Acho que as minhas ideias vêm, no mais das vezes, de problemas que observo e da tentativa de resolvê-los. A circunstância de eu advogar ajuda bastante nessa percepção de problemas. Além disso, acho que há dois conjuntos de hábitos que ajudam a ter ideias ou a relacionar problemas com ideias. Primeiro, gosto muito de ler – em geral, não apenas coisas jurídicas – e de me expor a realidades diferentes, assuntos diferentes, perspectivas diferentes. Segundo, tento acompanhar pelo menos os índices das principais publicações nacionais e estrangeiras jurídicas para ter noção dos problemas, questões e soluções que estão em debate pelo mundo.
O que você acha que mudou no seu processo de escrita ao longo dos anos? O que você diria a si mesma se pudesse voltar à escrita de sua tese?

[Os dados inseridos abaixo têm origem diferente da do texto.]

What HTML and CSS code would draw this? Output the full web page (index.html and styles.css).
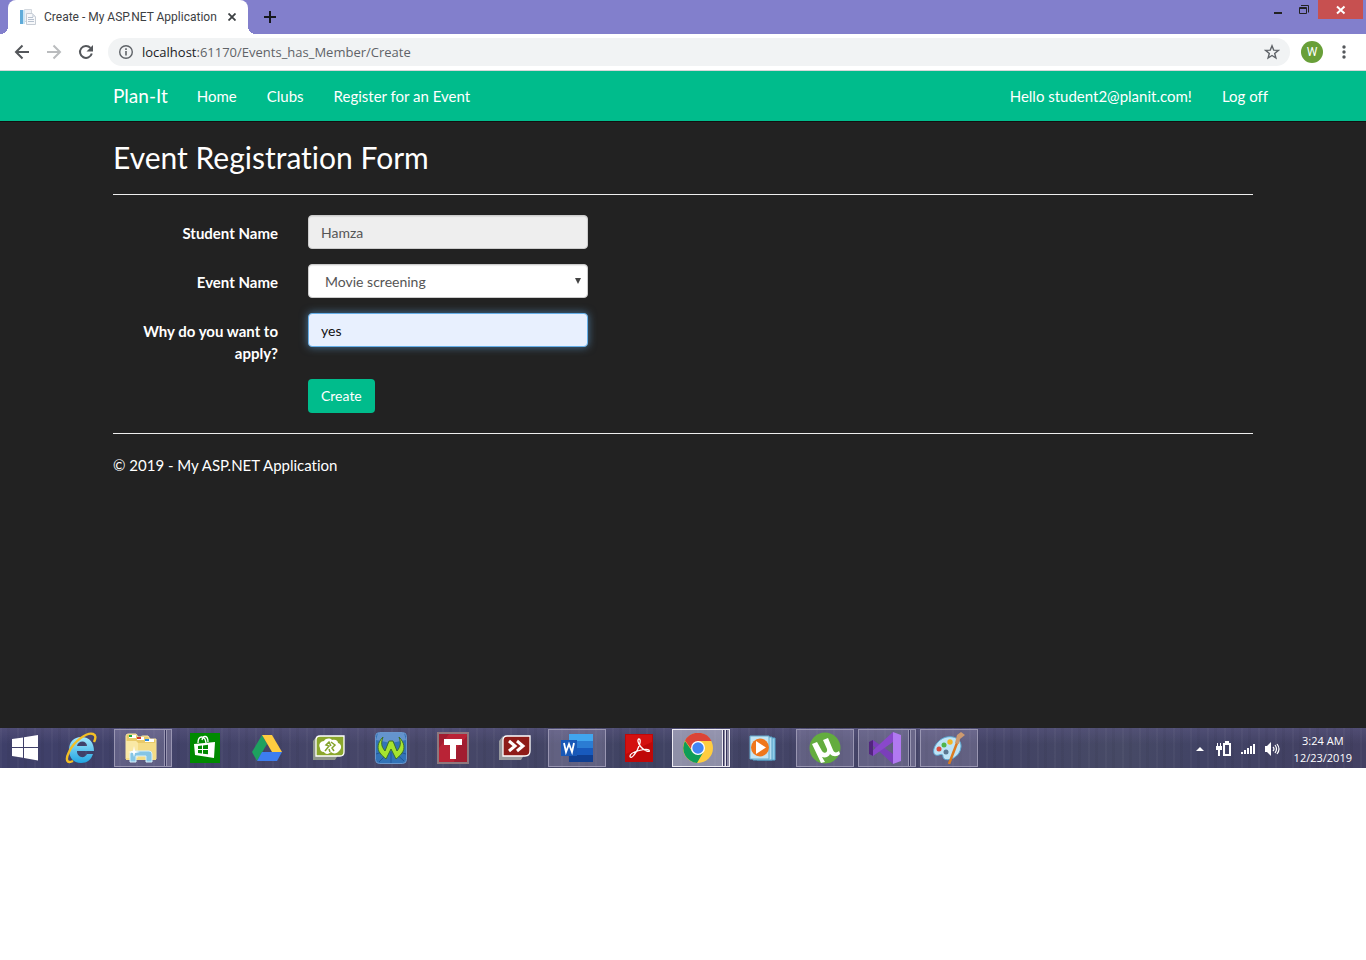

Uma mudança que observei é que hoje eu consigo escrever um pouco mais no computador do que antes: meus primeiros artigos e livros foram escritos quase integralmente no papel. Não observei outras mudanças relevantes no processo de escrita propriamente, salvo que hoje tenho menos energia do que já tive e é preciso aprender a lidar com isso. Uma coisa que eu diria a mim mesma em relação aos meus primeiros escritos é que eu usava adjetivos e advérbios demais.
Que projeto você gostaria de fazer, mas ainda não começou? Que livro você gostaria de ler e ele ainda não existe?
Uma ideia que sempre tenho nas minhas aulas é fazer um Direito constitucional ilustrado e/ou em quadrinhos: algo assim, lúdico. Mas não chega a ser um projeto concreto: ele sequer está na minha lista, mas acho que seria bem legal. Tenho tantos livros para ler na minha lista que não seria capaz de imaginar um que não existe!